Instructions to follow ->
Which lines include the word "components"? Copy each of them.

Material ->
************

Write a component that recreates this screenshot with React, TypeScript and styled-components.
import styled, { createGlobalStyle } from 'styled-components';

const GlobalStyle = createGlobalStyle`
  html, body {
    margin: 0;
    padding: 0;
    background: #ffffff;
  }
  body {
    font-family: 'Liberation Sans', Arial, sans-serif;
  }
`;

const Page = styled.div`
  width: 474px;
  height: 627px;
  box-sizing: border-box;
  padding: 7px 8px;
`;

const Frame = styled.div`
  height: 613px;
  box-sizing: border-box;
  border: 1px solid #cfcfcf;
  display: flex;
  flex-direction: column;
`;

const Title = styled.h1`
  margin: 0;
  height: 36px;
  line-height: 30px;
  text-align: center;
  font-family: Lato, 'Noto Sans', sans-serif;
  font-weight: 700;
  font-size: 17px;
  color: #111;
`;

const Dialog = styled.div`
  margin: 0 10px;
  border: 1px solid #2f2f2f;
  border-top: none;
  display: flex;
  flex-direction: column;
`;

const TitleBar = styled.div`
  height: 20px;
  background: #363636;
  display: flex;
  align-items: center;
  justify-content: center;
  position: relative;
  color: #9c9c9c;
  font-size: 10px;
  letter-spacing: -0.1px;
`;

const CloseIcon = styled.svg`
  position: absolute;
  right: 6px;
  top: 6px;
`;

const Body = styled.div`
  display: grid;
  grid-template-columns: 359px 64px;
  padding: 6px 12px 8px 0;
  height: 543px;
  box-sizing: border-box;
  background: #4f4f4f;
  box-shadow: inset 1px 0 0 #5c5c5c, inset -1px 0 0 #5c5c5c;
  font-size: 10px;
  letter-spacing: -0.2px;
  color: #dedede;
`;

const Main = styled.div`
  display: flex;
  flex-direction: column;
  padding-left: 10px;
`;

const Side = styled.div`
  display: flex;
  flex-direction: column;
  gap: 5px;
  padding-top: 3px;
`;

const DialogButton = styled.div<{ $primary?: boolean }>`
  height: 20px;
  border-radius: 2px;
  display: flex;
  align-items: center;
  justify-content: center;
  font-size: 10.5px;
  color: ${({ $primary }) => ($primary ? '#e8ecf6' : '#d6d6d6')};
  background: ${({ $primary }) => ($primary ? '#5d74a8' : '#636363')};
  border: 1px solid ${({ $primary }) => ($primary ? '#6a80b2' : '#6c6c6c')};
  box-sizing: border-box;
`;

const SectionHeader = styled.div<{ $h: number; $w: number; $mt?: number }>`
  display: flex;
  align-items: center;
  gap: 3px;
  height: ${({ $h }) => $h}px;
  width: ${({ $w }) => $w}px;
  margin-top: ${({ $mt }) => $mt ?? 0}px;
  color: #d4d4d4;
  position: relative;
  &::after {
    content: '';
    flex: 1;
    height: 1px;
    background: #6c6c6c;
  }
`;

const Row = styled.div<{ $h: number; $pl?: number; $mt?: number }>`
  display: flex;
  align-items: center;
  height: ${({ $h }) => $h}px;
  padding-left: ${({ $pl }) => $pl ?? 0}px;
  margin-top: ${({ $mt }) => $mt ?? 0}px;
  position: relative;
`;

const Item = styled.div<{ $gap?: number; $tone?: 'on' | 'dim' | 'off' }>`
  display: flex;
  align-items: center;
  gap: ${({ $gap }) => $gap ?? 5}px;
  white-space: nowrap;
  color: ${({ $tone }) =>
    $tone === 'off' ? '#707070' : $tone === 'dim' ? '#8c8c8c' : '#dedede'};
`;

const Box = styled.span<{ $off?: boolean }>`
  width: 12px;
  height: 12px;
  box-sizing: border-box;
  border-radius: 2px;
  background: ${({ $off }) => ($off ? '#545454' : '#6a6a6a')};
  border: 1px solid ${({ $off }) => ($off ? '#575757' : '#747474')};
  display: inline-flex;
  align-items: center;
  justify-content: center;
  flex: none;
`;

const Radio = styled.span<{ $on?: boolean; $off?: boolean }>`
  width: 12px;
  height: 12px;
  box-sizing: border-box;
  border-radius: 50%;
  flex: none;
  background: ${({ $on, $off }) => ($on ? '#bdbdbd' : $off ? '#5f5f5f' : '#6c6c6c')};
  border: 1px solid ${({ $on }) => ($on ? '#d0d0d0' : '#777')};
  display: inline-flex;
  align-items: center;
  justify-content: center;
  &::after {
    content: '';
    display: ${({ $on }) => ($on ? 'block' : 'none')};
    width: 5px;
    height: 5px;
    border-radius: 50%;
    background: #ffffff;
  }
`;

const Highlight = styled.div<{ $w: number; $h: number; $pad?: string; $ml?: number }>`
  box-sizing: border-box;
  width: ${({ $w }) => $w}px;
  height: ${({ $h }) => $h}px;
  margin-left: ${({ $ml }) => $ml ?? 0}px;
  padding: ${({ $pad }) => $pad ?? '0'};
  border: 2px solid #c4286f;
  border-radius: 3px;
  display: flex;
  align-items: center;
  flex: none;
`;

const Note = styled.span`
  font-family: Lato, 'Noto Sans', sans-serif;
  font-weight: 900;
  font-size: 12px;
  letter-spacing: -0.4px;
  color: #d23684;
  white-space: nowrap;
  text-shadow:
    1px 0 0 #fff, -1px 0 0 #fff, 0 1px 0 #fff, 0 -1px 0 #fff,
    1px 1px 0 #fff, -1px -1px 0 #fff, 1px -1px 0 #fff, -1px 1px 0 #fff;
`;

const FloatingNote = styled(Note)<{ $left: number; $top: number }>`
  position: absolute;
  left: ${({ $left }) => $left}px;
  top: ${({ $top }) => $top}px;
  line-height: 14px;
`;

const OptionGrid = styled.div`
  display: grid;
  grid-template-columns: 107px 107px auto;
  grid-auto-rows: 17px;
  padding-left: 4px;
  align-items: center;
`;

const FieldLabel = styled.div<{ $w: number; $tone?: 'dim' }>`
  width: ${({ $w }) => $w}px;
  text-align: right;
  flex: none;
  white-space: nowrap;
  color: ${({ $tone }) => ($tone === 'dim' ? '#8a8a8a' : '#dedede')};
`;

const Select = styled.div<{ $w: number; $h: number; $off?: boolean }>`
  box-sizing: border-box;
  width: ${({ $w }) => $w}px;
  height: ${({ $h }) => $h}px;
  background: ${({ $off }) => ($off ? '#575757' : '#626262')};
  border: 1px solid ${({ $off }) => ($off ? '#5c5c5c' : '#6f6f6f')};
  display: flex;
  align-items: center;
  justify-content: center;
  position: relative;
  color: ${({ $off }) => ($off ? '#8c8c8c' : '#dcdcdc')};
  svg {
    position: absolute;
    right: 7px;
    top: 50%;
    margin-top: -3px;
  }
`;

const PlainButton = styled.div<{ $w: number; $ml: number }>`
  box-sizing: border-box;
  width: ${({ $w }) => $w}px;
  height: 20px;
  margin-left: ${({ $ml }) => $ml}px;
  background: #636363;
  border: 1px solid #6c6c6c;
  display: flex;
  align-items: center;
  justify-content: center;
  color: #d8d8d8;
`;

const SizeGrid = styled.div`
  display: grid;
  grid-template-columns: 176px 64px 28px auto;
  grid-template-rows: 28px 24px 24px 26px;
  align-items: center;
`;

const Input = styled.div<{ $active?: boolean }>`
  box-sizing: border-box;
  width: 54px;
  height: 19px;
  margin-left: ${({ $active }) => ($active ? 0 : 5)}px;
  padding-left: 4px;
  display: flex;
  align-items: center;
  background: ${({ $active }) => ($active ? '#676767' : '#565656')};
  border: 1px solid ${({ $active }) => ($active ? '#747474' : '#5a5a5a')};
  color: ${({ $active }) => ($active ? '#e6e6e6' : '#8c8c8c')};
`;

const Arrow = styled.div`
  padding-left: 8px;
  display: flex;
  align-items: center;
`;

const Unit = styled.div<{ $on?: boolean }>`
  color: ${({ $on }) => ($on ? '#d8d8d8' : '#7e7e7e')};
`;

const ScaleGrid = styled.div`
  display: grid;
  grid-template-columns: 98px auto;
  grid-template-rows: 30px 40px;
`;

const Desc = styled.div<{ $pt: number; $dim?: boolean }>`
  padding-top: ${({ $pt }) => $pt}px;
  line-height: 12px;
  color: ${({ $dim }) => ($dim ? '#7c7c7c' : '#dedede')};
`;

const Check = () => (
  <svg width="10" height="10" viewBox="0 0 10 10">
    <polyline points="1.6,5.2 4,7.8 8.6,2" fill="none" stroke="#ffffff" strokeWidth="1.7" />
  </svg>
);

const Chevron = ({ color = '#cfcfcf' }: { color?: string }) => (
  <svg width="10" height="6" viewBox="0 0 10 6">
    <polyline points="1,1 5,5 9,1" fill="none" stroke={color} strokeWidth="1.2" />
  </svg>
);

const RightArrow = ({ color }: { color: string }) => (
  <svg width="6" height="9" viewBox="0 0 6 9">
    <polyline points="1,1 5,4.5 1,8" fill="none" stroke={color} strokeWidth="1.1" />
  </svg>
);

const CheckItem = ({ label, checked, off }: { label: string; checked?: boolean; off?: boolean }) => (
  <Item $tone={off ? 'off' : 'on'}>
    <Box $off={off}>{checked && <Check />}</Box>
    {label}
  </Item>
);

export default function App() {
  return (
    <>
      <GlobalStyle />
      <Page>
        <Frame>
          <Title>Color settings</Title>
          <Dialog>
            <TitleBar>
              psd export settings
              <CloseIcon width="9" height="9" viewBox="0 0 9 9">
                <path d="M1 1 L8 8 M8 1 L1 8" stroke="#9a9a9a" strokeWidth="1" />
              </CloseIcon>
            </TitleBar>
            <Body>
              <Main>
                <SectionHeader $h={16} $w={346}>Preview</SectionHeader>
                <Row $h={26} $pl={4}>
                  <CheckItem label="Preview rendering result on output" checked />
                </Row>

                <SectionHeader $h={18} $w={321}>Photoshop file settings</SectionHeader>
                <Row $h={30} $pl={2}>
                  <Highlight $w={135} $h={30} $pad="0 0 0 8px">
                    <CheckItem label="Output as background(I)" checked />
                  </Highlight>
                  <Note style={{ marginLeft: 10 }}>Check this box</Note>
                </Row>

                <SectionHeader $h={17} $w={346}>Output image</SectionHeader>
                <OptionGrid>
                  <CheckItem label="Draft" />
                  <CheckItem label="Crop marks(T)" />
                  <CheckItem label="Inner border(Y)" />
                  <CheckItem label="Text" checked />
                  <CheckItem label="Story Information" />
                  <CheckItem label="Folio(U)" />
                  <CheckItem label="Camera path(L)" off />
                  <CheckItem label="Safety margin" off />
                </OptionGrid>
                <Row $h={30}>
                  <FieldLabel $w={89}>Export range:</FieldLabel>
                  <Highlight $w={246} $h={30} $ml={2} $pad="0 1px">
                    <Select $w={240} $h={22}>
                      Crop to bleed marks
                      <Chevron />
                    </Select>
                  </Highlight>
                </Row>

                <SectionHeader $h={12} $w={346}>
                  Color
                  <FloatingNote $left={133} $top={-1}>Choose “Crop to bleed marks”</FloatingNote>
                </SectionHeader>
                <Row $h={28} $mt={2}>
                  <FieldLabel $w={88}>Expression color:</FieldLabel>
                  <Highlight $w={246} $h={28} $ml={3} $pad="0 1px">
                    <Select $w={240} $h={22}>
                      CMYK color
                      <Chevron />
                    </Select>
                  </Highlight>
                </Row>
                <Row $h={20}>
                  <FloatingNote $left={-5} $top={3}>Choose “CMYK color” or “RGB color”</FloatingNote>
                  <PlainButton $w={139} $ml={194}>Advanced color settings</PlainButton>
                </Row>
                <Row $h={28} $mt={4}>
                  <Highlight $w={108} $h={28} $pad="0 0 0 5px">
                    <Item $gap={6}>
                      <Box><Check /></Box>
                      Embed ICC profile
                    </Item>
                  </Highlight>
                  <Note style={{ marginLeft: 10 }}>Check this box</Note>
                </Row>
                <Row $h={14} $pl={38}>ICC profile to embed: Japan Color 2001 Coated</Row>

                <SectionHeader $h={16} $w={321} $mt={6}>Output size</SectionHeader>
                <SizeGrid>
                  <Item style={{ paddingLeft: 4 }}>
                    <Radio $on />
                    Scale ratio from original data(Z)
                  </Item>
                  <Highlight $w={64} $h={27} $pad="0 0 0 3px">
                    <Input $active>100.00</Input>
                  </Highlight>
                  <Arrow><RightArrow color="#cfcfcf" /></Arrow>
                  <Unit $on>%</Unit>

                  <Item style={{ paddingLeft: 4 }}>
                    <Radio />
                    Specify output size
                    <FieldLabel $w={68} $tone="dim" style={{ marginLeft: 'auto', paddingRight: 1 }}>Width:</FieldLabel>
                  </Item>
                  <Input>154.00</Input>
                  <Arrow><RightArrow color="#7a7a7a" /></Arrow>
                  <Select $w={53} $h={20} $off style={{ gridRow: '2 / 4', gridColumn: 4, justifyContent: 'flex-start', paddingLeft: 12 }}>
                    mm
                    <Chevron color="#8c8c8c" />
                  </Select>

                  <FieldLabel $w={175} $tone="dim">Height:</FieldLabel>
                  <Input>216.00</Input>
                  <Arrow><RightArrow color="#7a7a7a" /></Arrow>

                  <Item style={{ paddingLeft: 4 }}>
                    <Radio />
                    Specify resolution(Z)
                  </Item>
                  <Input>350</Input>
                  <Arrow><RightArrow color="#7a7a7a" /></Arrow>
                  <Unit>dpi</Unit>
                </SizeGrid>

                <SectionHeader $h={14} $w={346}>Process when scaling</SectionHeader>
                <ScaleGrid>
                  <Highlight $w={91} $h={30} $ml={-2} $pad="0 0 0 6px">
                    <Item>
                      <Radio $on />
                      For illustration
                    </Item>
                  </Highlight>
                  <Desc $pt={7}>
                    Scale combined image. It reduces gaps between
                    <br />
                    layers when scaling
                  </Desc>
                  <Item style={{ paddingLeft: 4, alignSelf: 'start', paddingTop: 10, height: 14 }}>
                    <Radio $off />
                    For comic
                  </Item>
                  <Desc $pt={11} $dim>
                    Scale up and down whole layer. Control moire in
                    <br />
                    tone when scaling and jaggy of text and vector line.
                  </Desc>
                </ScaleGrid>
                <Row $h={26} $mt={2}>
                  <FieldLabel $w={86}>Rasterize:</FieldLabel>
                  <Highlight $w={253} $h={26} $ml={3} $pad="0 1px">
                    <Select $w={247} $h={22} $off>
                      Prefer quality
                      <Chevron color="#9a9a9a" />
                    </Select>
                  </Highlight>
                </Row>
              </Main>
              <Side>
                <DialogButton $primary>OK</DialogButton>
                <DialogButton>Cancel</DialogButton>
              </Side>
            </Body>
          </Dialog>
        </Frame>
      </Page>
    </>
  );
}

************

Response for this exercise ->
Write a component that recreates this screenshot with React, TypeScript and styled-components.
import styled, { createGlobalStyle } from 'styled-components';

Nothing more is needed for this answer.